**TASK OBJECTIVE:** Copy everything in the listing below word for word, apart from any images.
====== DATA PROVIDED ======
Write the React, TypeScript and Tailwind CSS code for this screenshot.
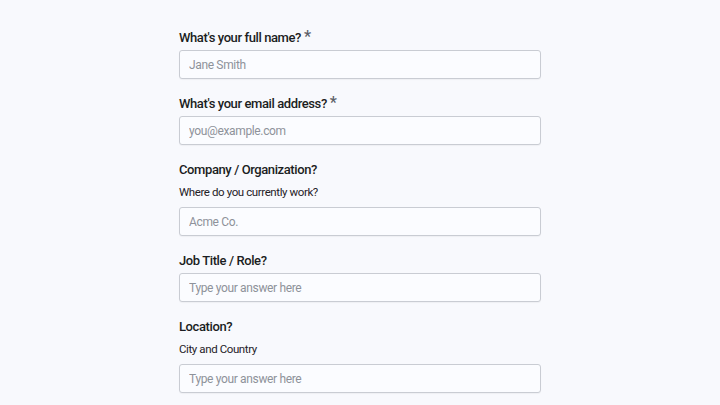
const FIELDS = [
  { label: "What's your full name?", required: true, placeholder: 'Jane Smith' },
  { label: "What's your email address?", required: true, placeholder: 'you@example.com' },
  { label: 'Company / Organization?', hint: 'Where do you currently work?', placeholder: 'Acme Co.' },
  { label: 'Job Title / Role?', placeholder: 'Type your answer here' },
  { label: 'Location?', hint: 'City and Country', placeholder: 'Type your answer here' },
];

export default function App() {
  return (
    <div className="min-h-screen bg-[#f8f9fd] font-['Roboto',sans-serif] text-[#1b1d22]">
      <form className="mx-auto flex w-[362px] flex-col gap-[15px] pt-[28px]">
        {FIELDS.map((f) => (
          <div key={f.label} className="flex flex-col">
            <label
              className={`flex items-start text-[13px] font-medium leading-[20px] tracking-[-0.4px] text-[#1b1d22] ${
                f.hint ? 'mb-[4px]' : 'mb-[2px]'
              }`}
            >
              {f.label}
              {f.required && (
                <span className="ml-[3px] text-[16px] leading-[18px] text-[#5c6068]">*</span>
              )}
            </label>
            {f.hint && (
              <p className="mb-[7px] text-[11.5px] leading-[16px] tracking-[-0.4px] text-[#1f2127]">{f.hint}</p>
            )}
            <input
              type="text"
              placeholder={f.placeholder}
              className="h-[29px] w-full rounded-[3px] border border-[#c9ccd3] bg-[#fbfcff] px-[9px] text-[12px] tracking-[-0.35px] text-[#1b1d22] shadow-[0_1px_1px_rgba(0,0,0,0.04)] outline-none placeholder:text-[#8e929a]"
            />
          </div>
        ))}
      </form>
    </div>
  );
}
======
**WRITTEN ANSWER:**
Write the React, TypeScript and Tailwind CSS code for this screenshot.
const FIELDS = [
  { label: "What's your full name?", required: true, placeholder: 'Jane Smith' },
  { label: "What's your email address?", required: true, placeholder: 'you@example.com' },
  { label: 'Company / Organization?', hint: 'Where do you currently work?', placeholder: 'Acme Co.' },
  { label: 'Job Title / Role?', placeholder: 'Type your answer here' },
  { label: 'Location?', hint: 'City and Country', placeholder: 'Type your answer here' },
];

export default function App() {
  return (
    <div className="min-h-screen bg-[#f8f9fd] font-['Roboto',sans-serif] text-[#1b1d22]">
      <form className="mx-auto flex w-[362px] flex-col gap-[15px] pt-[28px]">
        {FIELDS.map((f) => (
          <div key={f.label} className="flex flex-col">
            <label
              className={`flex items-start text-[13px] font-medium leading-[20px] tracking-[-0.4px] text-[#1b1d22] ${
                f.hint ? 'mb-[4px]' : 'mb-[2px]'
              }`}
            >
              {f.label}
              {f.required && (
                <span className="ml-[3px] text-[16px] leading-[18px] text-[#5c6068]">*</span>
              )}
            </label>
            {f.hint && (
              <p className="mb-[7px] text-[11.5px] leading-[16px] tracking-[-0.4px] text-[#1f2127]">{f.hint}</p>
            )}
            <input
              type="text"
              placeholder={f.placeholder}
              className="h-[29px] w-full rounded-[3px] border border-[#c9ccd3] bg-[#fbfcff] px-[9px] text-[12px] tracking-[-0.35px] text-[#1b1d22] shadow-[0_1px_1px_rgba(0,0,0,0.04)] outline-none placeholder:text-[#8e929a]"
            />
          </div>
        ))}
      </form>
    </div>
  );
}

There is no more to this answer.